** Problem details **
Single out the lines that include the word "React". Copy them.

** Data lines **
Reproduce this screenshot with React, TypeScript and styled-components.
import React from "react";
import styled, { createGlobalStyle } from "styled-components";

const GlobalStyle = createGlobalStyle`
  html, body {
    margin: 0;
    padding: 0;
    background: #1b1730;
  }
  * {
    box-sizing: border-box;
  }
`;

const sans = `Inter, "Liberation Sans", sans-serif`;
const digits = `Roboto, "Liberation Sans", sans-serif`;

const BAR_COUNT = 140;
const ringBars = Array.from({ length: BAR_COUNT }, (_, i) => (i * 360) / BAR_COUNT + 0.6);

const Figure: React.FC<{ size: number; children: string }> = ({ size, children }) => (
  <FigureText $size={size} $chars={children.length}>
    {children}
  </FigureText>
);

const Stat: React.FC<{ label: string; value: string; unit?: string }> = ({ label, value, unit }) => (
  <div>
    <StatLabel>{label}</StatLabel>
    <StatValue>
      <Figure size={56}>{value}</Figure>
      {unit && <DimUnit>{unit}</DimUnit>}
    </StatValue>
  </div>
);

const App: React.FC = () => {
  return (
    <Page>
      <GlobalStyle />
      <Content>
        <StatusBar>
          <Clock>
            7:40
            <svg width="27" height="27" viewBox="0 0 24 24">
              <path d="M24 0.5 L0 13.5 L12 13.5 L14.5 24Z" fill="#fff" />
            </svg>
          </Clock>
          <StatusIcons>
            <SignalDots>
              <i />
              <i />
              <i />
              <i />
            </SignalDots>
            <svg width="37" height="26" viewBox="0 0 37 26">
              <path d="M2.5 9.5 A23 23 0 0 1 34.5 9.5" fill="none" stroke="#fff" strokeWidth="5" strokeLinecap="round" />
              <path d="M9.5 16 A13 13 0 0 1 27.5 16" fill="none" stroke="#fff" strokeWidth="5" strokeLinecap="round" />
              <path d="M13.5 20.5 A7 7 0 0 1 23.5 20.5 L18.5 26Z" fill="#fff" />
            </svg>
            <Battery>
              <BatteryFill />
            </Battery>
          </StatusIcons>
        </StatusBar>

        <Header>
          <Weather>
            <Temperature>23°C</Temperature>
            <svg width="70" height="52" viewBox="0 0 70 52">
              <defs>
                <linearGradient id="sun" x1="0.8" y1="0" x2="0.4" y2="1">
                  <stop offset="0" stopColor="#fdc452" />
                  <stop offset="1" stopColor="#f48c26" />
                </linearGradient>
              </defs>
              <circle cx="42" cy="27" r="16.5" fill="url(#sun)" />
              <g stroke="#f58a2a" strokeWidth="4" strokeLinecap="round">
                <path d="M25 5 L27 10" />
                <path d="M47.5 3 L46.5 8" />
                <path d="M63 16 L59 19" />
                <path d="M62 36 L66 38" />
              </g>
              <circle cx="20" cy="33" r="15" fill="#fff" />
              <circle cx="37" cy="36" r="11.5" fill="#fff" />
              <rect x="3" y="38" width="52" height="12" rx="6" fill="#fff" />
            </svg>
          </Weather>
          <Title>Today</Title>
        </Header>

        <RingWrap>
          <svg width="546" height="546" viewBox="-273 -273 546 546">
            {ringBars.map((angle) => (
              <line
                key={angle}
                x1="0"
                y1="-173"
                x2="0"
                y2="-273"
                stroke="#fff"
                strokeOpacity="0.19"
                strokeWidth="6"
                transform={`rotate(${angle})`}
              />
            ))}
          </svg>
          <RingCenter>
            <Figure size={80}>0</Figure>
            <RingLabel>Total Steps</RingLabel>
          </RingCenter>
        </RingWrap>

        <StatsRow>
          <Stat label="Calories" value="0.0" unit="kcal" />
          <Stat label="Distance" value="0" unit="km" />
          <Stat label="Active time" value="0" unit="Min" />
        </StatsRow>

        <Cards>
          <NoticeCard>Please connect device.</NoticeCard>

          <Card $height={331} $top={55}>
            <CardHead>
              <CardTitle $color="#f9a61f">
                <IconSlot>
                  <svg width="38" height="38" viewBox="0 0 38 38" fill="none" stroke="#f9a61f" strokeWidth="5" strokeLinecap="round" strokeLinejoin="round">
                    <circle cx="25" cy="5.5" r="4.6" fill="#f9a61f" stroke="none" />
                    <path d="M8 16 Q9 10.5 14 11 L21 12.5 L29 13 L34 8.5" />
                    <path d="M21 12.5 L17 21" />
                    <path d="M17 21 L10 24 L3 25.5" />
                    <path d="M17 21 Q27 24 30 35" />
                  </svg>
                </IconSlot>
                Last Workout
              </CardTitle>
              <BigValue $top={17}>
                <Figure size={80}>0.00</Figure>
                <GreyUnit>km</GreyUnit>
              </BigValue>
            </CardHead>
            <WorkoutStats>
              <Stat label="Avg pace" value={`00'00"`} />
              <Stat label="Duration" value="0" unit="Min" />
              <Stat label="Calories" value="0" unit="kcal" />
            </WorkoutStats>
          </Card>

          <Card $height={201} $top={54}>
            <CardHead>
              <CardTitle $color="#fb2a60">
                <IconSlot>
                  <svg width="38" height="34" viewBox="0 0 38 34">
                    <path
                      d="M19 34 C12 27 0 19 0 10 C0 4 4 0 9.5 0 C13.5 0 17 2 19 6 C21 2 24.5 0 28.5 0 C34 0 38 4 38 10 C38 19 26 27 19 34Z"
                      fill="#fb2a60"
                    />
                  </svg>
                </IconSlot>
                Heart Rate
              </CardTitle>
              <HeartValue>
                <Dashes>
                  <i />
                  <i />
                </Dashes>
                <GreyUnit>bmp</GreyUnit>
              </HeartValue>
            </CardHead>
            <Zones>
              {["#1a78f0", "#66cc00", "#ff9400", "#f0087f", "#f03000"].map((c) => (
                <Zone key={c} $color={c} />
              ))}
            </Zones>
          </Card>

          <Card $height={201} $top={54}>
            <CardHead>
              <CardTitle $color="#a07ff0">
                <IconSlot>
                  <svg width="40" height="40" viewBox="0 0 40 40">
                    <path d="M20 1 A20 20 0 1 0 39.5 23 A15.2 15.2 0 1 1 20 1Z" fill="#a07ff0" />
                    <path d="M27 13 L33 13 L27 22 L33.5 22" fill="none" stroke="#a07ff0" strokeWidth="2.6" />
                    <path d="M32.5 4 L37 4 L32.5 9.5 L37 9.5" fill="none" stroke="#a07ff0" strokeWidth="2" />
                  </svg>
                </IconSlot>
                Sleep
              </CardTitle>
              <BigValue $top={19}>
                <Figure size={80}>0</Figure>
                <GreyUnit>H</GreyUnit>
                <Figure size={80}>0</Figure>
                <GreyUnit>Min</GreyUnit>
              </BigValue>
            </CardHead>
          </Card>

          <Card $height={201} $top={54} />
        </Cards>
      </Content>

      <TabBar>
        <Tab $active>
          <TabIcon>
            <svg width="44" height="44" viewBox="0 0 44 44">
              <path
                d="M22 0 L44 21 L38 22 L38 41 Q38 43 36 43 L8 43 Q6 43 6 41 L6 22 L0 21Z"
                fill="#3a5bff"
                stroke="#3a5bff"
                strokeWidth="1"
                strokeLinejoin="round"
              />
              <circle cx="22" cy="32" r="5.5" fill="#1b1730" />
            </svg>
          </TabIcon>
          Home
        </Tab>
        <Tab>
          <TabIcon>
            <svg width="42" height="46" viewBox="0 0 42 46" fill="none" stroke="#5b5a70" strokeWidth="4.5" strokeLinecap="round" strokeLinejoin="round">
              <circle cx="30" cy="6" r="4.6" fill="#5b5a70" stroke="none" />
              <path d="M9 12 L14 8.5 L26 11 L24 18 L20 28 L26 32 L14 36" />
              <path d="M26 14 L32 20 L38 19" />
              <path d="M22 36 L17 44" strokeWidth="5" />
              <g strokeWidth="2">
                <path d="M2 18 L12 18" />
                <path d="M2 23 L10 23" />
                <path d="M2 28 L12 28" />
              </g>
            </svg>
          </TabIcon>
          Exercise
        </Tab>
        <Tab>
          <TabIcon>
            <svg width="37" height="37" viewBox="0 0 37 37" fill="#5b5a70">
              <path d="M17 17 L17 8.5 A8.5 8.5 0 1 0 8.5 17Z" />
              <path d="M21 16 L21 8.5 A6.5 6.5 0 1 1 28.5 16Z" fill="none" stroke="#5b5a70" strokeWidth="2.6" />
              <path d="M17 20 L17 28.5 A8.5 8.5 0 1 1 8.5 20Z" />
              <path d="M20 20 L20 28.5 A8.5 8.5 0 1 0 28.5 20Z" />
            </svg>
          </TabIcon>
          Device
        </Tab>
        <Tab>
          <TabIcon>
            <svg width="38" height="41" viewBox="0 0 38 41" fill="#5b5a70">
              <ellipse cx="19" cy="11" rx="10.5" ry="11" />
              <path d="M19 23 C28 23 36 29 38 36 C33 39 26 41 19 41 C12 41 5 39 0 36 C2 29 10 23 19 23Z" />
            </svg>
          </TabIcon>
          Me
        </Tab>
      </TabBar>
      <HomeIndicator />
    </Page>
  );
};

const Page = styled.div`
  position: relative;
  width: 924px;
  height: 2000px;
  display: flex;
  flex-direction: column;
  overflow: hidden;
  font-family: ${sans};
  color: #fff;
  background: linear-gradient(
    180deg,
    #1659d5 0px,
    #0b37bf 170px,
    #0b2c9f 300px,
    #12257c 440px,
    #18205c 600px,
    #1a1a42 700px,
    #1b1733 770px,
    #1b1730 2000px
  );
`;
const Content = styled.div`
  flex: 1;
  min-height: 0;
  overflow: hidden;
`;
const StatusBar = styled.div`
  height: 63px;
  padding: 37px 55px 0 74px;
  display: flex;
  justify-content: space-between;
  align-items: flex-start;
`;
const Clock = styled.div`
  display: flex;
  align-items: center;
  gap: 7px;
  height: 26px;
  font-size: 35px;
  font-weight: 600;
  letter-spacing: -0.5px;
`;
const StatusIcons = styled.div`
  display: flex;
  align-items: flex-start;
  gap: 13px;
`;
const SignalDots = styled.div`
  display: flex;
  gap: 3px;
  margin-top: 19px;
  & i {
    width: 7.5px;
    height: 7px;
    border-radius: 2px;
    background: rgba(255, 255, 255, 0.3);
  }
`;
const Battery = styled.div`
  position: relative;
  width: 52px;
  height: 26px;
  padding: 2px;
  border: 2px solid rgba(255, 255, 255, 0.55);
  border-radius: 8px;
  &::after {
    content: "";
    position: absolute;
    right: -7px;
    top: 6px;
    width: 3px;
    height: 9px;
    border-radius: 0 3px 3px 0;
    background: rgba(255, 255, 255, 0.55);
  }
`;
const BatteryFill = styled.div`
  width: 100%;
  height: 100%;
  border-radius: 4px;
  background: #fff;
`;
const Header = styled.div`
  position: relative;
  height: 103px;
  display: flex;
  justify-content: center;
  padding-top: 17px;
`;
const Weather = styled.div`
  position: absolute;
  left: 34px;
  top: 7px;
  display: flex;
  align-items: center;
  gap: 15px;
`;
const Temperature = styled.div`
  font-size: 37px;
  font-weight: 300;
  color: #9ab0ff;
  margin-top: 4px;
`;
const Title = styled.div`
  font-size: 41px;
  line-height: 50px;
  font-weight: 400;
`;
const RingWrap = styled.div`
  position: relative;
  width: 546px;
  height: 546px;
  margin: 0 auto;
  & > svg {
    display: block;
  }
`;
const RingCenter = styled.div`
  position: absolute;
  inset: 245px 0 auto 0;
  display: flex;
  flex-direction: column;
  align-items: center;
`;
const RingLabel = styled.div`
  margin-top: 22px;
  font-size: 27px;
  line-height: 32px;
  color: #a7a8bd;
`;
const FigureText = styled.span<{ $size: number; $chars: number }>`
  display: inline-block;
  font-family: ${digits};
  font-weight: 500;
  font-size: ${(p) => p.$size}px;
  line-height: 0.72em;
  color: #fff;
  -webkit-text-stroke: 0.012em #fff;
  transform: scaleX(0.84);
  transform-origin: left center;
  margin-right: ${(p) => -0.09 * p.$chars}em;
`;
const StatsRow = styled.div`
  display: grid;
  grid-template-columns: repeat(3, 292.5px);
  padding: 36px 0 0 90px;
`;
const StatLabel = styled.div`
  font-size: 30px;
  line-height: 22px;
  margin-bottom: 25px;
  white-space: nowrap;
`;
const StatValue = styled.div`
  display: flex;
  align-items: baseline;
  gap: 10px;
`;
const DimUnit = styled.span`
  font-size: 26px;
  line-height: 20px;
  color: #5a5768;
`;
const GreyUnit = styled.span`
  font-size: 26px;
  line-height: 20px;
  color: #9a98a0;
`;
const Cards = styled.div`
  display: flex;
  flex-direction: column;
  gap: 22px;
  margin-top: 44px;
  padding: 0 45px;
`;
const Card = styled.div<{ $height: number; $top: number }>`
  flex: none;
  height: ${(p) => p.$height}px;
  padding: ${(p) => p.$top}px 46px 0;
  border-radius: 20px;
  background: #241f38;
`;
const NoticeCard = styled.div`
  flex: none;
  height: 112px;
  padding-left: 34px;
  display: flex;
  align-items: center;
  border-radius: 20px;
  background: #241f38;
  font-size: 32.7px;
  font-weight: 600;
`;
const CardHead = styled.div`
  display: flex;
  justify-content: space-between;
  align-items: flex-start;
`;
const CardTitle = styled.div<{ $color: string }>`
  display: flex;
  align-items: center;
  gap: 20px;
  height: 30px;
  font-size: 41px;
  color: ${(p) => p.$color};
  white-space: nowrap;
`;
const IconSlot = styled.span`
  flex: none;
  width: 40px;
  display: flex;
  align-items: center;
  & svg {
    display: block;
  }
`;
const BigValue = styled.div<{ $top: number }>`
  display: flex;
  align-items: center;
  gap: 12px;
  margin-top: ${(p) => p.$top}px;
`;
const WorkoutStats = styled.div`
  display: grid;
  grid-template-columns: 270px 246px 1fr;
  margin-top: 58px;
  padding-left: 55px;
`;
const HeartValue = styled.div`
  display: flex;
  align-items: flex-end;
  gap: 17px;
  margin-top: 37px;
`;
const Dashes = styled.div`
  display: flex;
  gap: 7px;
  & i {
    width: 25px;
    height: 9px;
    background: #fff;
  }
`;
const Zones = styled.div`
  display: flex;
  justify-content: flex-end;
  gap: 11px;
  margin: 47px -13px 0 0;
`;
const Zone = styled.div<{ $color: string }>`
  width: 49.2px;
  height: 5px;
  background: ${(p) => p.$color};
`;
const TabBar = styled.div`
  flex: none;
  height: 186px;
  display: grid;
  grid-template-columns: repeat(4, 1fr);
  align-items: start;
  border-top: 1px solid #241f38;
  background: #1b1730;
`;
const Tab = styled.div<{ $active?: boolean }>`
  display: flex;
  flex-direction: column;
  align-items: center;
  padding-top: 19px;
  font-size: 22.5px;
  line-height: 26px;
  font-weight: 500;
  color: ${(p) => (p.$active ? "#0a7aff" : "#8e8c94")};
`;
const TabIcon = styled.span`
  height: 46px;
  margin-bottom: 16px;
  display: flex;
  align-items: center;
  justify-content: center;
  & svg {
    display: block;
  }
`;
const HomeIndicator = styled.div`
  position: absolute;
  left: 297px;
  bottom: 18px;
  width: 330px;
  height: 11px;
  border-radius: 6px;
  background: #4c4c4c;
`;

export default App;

** The output **
Reproduce this screenshot with React, TypeScript and styled-components.
import React from "react";
const Figure: React.FC<{ size: number; children: string }> = ({ size, children }) => (
const Stat: React.FC<{ label: string; value: string; unit?: string }> = ({ label, value, unit }) => (
const App: React.FC = () => {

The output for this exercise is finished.